(Items from a data source)
------

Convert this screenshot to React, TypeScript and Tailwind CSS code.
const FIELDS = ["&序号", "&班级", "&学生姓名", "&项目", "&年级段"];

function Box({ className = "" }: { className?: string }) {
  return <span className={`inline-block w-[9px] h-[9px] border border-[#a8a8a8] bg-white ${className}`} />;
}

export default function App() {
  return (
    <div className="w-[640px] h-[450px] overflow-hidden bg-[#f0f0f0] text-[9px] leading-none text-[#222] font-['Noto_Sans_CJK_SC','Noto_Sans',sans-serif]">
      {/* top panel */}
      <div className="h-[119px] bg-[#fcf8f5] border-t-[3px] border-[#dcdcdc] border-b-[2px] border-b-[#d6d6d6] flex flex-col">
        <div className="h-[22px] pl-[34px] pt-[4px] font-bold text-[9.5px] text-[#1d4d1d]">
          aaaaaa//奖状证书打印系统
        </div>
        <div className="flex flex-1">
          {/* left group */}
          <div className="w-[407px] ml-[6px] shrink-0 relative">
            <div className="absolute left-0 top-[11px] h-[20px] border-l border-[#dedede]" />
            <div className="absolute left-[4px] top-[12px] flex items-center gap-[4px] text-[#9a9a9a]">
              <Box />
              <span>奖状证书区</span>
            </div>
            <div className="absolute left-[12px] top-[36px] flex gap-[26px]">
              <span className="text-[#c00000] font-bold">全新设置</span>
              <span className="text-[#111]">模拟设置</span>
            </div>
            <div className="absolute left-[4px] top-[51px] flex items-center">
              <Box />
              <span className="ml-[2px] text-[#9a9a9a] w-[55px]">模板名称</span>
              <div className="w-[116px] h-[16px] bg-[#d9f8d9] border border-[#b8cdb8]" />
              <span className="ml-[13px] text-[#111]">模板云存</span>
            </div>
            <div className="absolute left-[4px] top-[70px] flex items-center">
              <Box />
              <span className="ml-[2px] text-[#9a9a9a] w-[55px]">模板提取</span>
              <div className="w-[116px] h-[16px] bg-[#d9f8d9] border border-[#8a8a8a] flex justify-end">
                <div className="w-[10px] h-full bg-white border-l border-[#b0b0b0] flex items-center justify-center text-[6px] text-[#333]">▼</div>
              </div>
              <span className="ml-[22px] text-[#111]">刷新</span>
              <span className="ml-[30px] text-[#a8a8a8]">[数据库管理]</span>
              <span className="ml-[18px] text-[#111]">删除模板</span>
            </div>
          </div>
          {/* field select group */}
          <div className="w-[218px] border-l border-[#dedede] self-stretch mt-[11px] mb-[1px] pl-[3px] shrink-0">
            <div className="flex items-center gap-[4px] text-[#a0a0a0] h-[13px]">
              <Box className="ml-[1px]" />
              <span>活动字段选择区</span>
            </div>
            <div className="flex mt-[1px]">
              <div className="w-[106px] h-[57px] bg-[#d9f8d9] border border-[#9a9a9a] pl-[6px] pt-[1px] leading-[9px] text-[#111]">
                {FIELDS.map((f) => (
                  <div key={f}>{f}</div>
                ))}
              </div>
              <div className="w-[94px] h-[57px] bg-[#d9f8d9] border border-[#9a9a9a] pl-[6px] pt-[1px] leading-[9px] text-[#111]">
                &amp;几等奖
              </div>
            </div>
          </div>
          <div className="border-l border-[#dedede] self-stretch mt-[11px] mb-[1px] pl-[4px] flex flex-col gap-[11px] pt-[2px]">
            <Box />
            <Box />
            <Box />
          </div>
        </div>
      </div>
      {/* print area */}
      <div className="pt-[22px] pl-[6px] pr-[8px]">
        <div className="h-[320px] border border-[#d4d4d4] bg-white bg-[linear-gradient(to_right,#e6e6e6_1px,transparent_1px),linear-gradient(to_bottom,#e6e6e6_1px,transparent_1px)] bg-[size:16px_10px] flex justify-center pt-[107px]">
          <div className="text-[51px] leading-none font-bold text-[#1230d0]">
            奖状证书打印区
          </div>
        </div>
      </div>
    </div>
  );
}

------

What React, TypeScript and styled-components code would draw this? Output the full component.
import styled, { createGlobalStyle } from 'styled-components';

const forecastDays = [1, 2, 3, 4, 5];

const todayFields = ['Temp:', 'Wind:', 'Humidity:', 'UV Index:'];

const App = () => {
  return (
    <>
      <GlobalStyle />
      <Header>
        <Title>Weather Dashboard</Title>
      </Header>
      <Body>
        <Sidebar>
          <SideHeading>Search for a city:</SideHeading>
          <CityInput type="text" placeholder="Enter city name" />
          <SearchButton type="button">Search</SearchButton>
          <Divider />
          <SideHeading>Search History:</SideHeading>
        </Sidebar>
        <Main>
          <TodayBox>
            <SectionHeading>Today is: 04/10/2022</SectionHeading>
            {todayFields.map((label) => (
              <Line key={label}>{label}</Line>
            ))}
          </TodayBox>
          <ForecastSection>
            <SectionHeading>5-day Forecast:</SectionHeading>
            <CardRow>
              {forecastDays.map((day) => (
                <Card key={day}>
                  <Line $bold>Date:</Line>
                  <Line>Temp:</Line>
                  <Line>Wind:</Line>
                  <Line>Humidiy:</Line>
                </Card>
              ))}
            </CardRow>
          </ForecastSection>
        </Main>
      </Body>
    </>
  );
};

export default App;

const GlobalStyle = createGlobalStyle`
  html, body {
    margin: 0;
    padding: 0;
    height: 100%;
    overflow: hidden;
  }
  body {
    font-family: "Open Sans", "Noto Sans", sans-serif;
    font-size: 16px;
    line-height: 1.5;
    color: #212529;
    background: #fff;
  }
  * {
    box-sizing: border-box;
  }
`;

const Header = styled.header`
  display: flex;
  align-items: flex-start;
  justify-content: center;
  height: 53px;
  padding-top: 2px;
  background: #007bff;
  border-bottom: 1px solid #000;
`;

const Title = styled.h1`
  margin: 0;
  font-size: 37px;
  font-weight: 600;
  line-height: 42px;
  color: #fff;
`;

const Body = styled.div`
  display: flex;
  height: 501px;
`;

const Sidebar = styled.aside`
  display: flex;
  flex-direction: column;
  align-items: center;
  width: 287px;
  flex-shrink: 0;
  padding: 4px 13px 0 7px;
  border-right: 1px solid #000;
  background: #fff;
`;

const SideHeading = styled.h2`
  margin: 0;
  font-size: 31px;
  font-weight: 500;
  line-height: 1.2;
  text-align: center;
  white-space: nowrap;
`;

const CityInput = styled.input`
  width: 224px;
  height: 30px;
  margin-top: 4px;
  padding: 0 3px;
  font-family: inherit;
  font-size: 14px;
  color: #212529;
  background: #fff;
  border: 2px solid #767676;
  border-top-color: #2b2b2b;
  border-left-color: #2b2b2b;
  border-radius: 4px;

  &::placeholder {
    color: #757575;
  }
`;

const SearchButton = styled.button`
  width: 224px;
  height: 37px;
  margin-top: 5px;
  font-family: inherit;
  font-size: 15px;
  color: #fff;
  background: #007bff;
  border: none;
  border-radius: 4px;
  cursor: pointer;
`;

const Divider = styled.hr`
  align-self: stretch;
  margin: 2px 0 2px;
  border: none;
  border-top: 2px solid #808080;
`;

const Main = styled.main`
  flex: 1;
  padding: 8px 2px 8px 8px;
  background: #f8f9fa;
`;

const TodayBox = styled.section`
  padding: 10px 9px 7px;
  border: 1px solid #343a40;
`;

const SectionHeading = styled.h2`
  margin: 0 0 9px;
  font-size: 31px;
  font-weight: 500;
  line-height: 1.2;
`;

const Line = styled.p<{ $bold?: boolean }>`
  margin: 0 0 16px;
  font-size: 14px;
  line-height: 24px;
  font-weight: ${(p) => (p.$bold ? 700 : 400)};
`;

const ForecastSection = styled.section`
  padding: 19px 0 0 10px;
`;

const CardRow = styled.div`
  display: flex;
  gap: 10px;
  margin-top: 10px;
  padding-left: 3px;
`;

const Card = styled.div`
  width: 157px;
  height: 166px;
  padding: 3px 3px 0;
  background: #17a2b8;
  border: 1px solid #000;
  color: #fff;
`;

------

Output, from the data above, the lines from the line with "What React, TypeScript" to the line with "export default App;" exactly as they stand, both ends included and nothing else.

» Written response
What React, TypeScript and styled-components code would draw this? Output the full component.
import styled, { createGlobalStyle } from 'styled-components';

const forecastDays = [1, 2, 3, 4, 5];

const todayFields = ['Temp:', 'Wind:', 'Humidity:', 'UV Index:'];

const App = () => {
  return (
    <>
      <GlobalStyle />
      <Header>
        <Title>Weather Dashboard</Title>
      </Header>
      <Body>
        <Sidebar>
          <SideHeading>Search for a city:</SideHeading>
          <CityInput type="text" placeholder="Enter city name" />
          <SearchButton type="button">Search</SearchButton>
          <Divider />
          <SideHeading>Search History:</SideHeading>
        </Sidebar>
        <Main>
          <TodayBox>
            <SectionHeading>Today is: 04/10/2022</SectionHeading>
            {todayFields.map((label) => (
              <Line key={label}>{label}</Line>
            ))}
          </TodayBox>
          <ForecastSection>
            <SectionHeading>5-day Forecast:</SectionHeading>
            <CardRow>
              {forecastDays.map((day) => (
                <Card key={day}>
                  <Line $bold>Date:</Line>
                  <Line>Temp:</Line>
                  <Line>Wind:</Line>
                  <Line>Humidiy:</Line>
                </Card>
              ))}
            </CardRow>
          </ForecastSection>
        </Main>
      </Body>
    </>
  );
};

export default App;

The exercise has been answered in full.